Stated exercise: Reproduce the listing below in full and without alteration, apart from its pictures.

-- Start --

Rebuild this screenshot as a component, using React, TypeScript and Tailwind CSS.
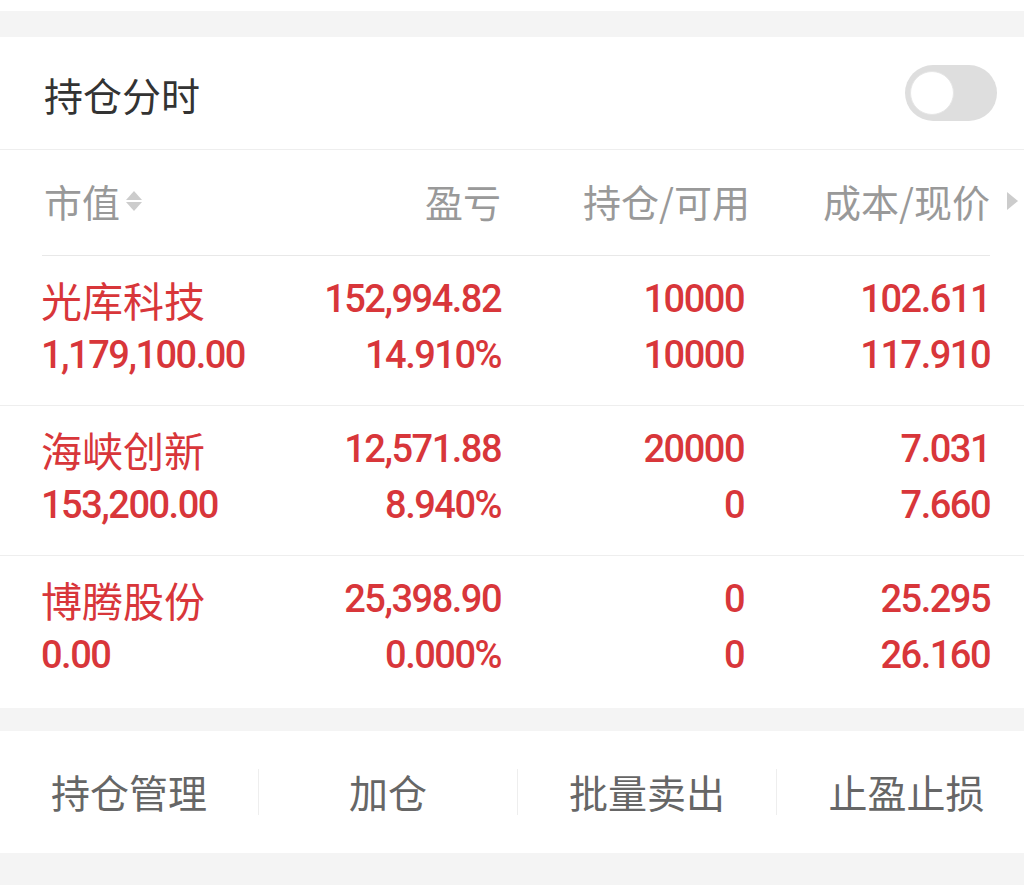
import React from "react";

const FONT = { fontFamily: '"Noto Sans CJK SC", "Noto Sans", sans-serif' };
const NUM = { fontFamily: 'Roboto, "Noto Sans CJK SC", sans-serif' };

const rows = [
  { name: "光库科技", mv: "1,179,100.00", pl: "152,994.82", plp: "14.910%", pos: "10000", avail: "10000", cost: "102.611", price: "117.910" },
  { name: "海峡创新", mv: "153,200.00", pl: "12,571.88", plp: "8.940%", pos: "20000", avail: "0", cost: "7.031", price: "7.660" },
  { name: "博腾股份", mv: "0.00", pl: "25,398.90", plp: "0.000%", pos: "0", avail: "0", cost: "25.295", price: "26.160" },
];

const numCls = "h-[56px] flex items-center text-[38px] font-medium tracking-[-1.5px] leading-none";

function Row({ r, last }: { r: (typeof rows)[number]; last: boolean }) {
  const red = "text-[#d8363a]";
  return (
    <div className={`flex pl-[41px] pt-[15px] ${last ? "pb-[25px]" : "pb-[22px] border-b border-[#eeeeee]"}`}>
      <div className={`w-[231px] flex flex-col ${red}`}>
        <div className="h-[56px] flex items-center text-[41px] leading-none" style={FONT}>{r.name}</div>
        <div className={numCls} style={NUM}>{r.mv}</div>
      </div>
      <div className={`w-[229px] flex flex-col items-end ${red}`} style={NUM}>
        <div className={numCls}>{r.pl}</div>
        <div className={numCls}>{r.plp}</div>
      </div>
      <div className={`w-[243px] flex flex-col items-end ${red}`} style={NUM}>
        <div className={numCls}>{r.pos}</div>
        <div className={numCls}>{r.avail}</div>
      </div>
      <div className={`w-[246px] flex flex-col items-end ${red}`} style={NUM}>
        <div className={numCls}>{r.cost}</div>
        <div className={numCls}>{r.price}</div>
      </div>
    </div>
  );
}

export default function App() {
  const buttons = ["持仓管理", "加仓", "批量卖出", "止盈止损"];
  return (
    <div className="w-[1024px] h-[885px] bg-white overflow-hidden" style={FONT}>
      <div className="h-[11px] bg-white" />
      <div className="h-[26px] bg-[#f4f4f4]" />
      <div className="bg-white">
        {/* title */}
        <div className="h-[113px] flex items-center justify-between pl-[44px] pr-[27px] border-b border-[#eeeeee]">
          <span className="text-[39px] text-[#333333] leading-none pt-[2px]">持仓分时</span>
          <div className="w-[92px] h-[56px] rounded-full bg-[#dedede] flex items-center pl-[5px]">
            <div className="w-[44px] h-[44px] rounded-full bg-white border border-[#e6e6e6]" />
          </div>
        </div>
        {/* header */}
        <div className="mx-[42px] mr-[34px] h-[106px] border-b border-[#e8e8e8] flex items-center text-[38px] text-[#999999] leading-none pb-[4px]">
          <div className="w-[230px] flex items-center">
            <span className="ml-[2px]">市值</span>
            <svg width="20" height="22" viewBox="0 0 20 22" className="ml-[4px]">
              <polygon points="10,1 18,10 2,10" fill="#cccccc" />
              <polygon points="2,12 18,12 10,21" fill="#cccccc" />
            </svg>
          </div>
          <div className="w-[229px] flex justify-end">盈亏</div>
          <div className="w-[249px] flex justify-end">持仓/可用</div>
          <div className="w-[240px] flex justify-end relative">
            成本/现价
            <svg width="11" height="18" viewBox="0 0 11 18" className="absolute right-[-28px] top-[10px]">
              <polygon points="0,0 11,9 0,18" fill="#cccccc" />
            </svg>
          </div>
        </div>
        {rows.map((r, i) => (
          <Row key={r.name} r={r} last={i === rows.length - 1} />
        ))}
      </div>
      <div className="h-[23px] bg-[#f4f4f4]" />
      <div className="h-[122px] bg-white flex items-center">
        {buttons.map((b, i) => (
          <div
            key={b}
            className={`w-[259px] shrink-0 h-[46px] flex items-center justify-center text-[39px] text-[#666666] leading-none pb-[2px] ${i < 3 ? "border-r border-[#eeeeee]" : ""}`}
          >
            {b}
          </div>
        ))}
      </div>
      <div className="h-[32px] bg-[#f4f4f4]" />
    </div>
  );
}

-- End --

Solution:
Rebuild this screenshot as a component, using React, TypeScript and Tailwind CSS.
import React from "react";

const FONT = { fontFamily: '"Noto Sans CJK SC", "Noto Sans", sans-serif' };
const NUM = { fontFamily: 'Roboto, "Noto Sans CJK SC", sans-serif' };

const rows = [
  { name: "光库科技", mv: "1,179,100.00", pl: "152,994.82", plp: "14.910%", pos: "10000", avail: "10000", cost: "102.611", price: "117.910" },
  { name: "海峡创新", mv: "153,200.00", pl: "12,571.88", plp: "8.940%", pos: "20000", avail: "0", cost: "7.031", price: "7.660" },
  { name: "博腾股份", mv: "0.00", pl: "25,398.90", plp: "0.000%", pos: "0", avail: "0", cost: "25.295", price: "26.160" },
];

const numCls = "h-[56px] flex items-center text-[38px] font-medium tracking-[-1.5px] leading-none";

function Row({ r, last }: { r: (typeof rows)[number]; last: boolean }) {
  const red = "text-[#d8363a]";
  return (
    <div className={`flex pl-[41px] pt-[15px] ${last ? "pb-[25px]" : "pb-[22px] border-b border-[#eeeeee]"}`}>
      <div className={`w-[231px] flex flex-col ${red}`}>
        <div className="h-[56px] flex items-center text-[41px] leading-none" style={FONT}>{r.name}</div>
        <div className={numCls} style={NUM}>{r.mv}</div>
      </div>
      <div className={`w-[229px] flex flex-col items-end ${red}`} style={NUM}>
        <div className={numCls}>{r.pl}</div>
        <div className={numCls}>{r.plp}</div>
      </div>
      <div className={`w-[243px] flex flex-col items-end ${red}`} style={NUM}>
        <div className={numCls}>{r.pos}</div>
        <div className={numCls}>{r.avail}</div>
      </div>
      <div className={`w-[246px] flex flex-col items-end ${red}`} style={NUM}>
        <div className={numCls}>{r.cost}</div>
        <div className={numCls}>{r.price}</div>
      </div>
    </div>
  );
}

export default function App() {
  const buttons = ["持仓管理", "加仓", "批量卖出", "止盈止损"];
  return (
    <div className="w-[1024px] h-[885px] bg-white overflow-hidden" style={FONT}>
      <div className="h-[11px] bg-white" />
      <div className="h-[26px] bg-[#f4f4f4]" />
      <div className="bg-white">
        {/* title */}
        <div className="h-[113px] flex items-center justify-between pl-[44px] pr-[27px] border-b border-[#eeeeee]">
          <span className="text-[39px] text-[#333333] leading-none pt-[2px]">持仓分时</span>
          <div className="w-[92px] h-[56px] rounded-full bg-[#dedede] flex items-center pl-[5px]">
            <div className="w-[44px] h-[44px] rounded-full bg-white border border-[#e6e6e6]" />
          </div>
        </div>
        {/* header */}
        <div className="mx-[42px] mr-[34px] h-[106px] border-b border-[#e8e8e8] flex items-center text-[38px] text-[#999999] leading-none pb-[4px]">
          <div className="w-[230px] flex items-center">
            <span className="ml-[2px]">市值</span>
            <svg width="20" height="22" viewBox="0 0 20 22" className="ml-[4px]">
              <polygon points="10,1 18,10 2,10" fill="#cccccc" />
              <polygon points="2,12 18,12 10,21" fill="#cccccc" />
            </svg>
          </div>
          <div className="w-[229px] flex justify-end">盈亏</div>
          <div className="w-[249px] flex justify-end">持仓/可用</div>
          <div className="w-[240px] flex justify-end relative">
            成本/现价
            <svg width="11" height="18" viewBox="0 0 11 18" className="absolute right-[-28px] top-[10px]">
              <polygon points="0,0 11,9 0,18" fill="#cccccc" />
            </svg>
          </div>
        </div>
        {rows.map((r, i) => (
          <Row key={r.name} r={r} last={i === rows.length - 1} />
        ))}
      </div>
      <div className="h-[23px] bg-[#f4f4f4]" />
      <div className="h-[122px] bg-white flex items-center">
        {buttons.map((b, i) => (
          <div
            key={b}
            className={`w-[259px] shrink-0 h-[46px] flex items-center justify-center text-[39px] text-[#666666] leading-none pb-[2px] ${i < 3 ? "border-r border-[#eeeeee]" : ""}`}
          >
            {b}
          </div>
        ))}
      </div>
      <div className="h-[32px] bg-[#f4f4f4]" />
    </div>
  );
}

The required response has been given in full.